Wounded, Ben makes his exit from the war but not from the story—which shall see him end up in an Indian prison guilty of murder in Calcutta while his wife, Catherine, seeks to clear his good name.
But before prison and India, Ben finds himself enjoying life inside a geisha house in Japan. Ben sits and watches Kiko, the geisha, dance:
“She stood up and untied the sash around her waist opening her kimono, which she then let slip to the floor…She proceeded to her undulate her hips, slowly swaying before taking a few graceful steps along the floor around him. She had a wonderfully lithe, athletic body. Ben wondered what her face looked like beneath the paint…
“He could feel himself become aroused. He was still unsure what he wanted to do or what he would do. His mind raced from Catherine, Harry and his mother at home to the delectable creature dancing before him and back again. He tried rationalizing that geisha was a revered profession; these women were accorded great status in Japanese society. He could justify his actions as taking part fully in Japanese culture. As he was ruminating and imagining himself making love to the young woman, Kiko stopped dancing” (p 171-172).
And after the temptation at the geisha house passes, Ben and Kiko cross paths once more:
“As the small craft was bobbing its way through the choppy water, Ben noticed a similar launch heading in the opposite direction. In the boat was a petit, pretty young woman wearing a grey kimono. Her shoulder length hair blew in the breeze. Unlike many women Ben had seen, she was wearing no makeup or jewelry. It was not until the boats were nearly side by side did she happen to look in his direction. In an instant they both recognized the other. It was Kiko” (p 174).
Hazen doesn’t pull any punches. He asks some hard questions as well as Ben arrives in India to racism while many more ethical dilemmas the Jewish War-hero begins to consider with a heavy heart:
“The doctor turned to them and smiled.
“‘They are people, just people. Their problem is that the only function society gives them is for them to die, preferably out of sight and mind. Unfortunately, there is not much happiness in this endeavor. I shall tell them that you were asking. It will please them that someone inquired about them in this manner.’
“Ben looked in his face for irony, to see if the doctor was mocking him and his question. There was no irony, only sincerity. He truly felt they would appreciate the inquiry” (p 185).
And it is with this new found sympathy and empathy which causes Ben to feel for the plight of the Indian laborers as he begins to investigate strange deaths related to accidents involving Langdan Textiles, the company he works for.

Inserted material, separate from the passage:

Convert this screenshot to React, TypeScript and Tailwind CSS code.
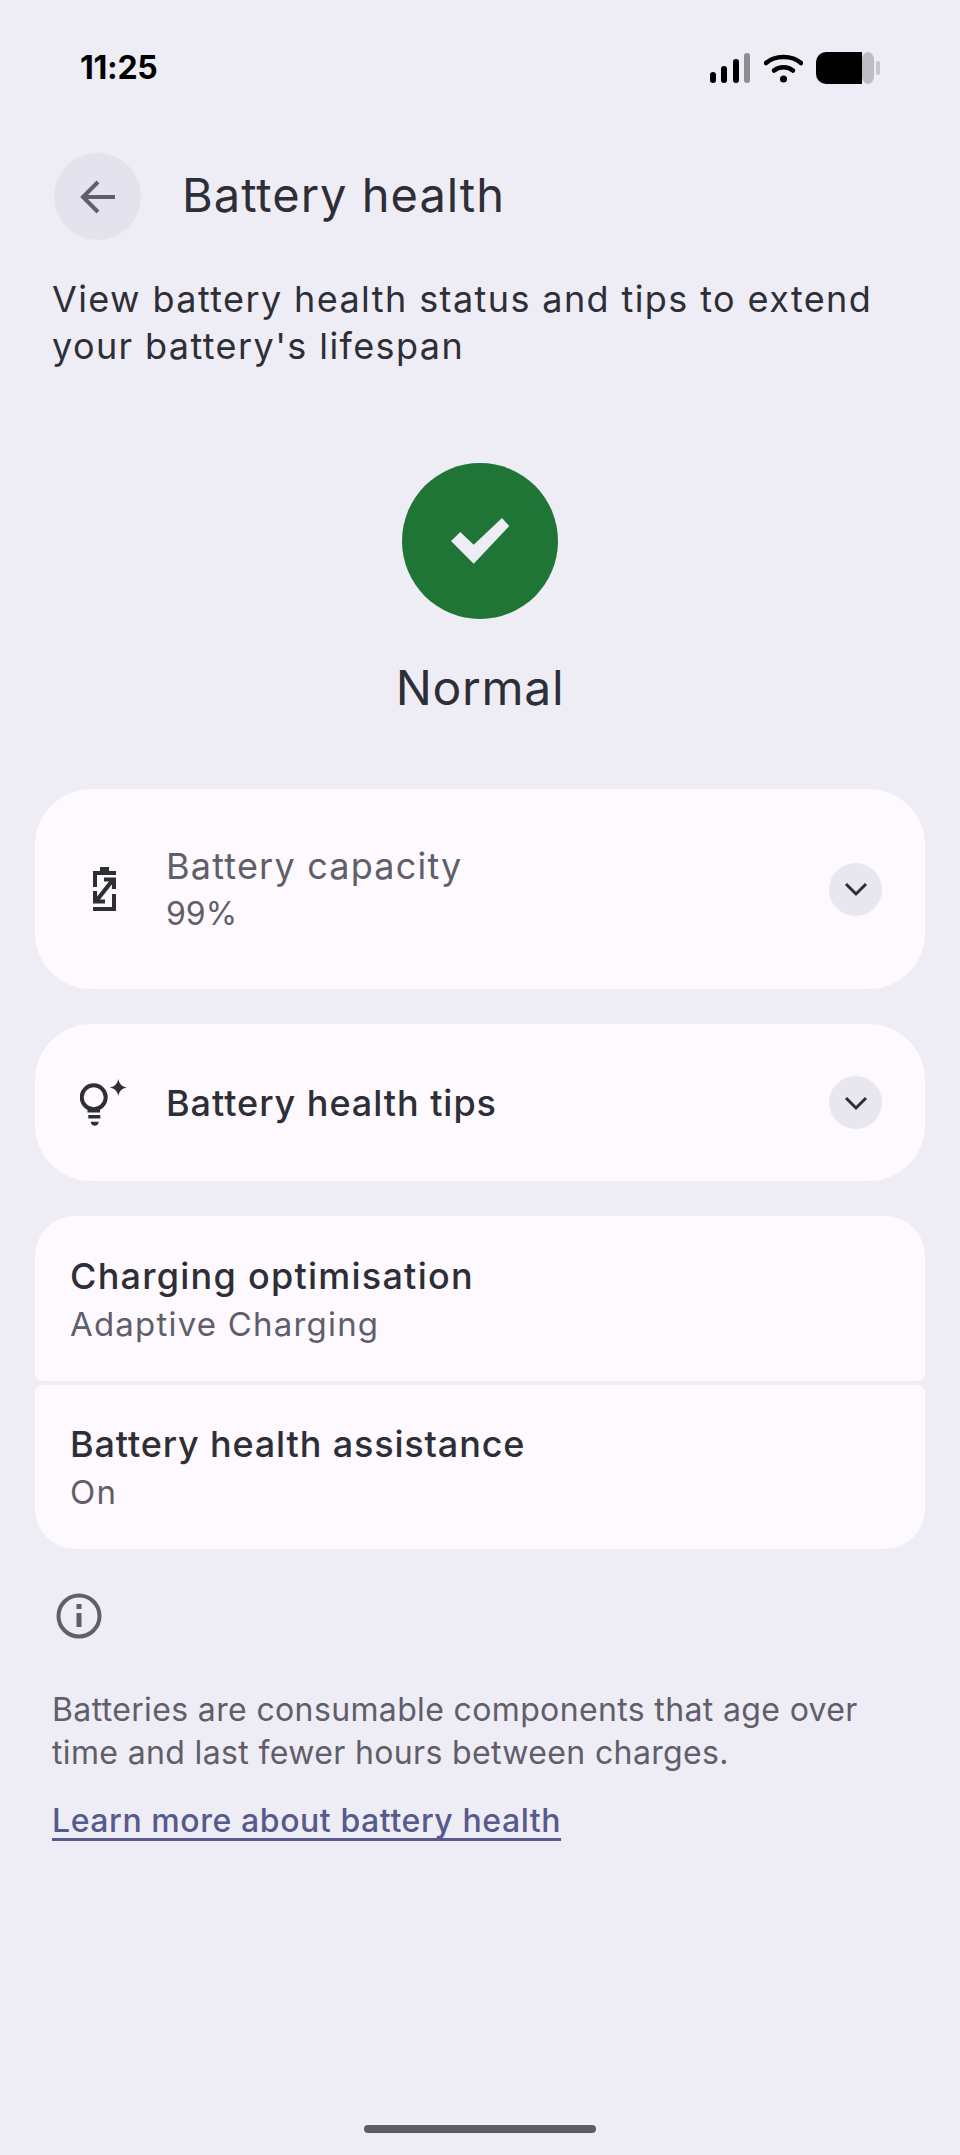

“The telegram was terse. I later learned that Ben could only send a maximum of seven words. It read: Arrested for murder. Innocent. Framed. Help. Ben.
“I read and re-read the seven words over dozens of times, trying to distill any further meaning out of the meager message, but nothing was forthcoming. All I knew was that he was arrested for murder. Whom was he accused of murdering? He said he was innocent, of this I had absolutely no doubt. Why did they believe he did it? He was framed. Who was framing him and why? He asked for my help. What can I do? Should I rush to India to be with him? How could I rush to India with a young baby to take care of? Is there anything I can do from here?” (p 219)
And so the adventure to free the American son from the Indian prison begins, and the reader will never see what’s coming next.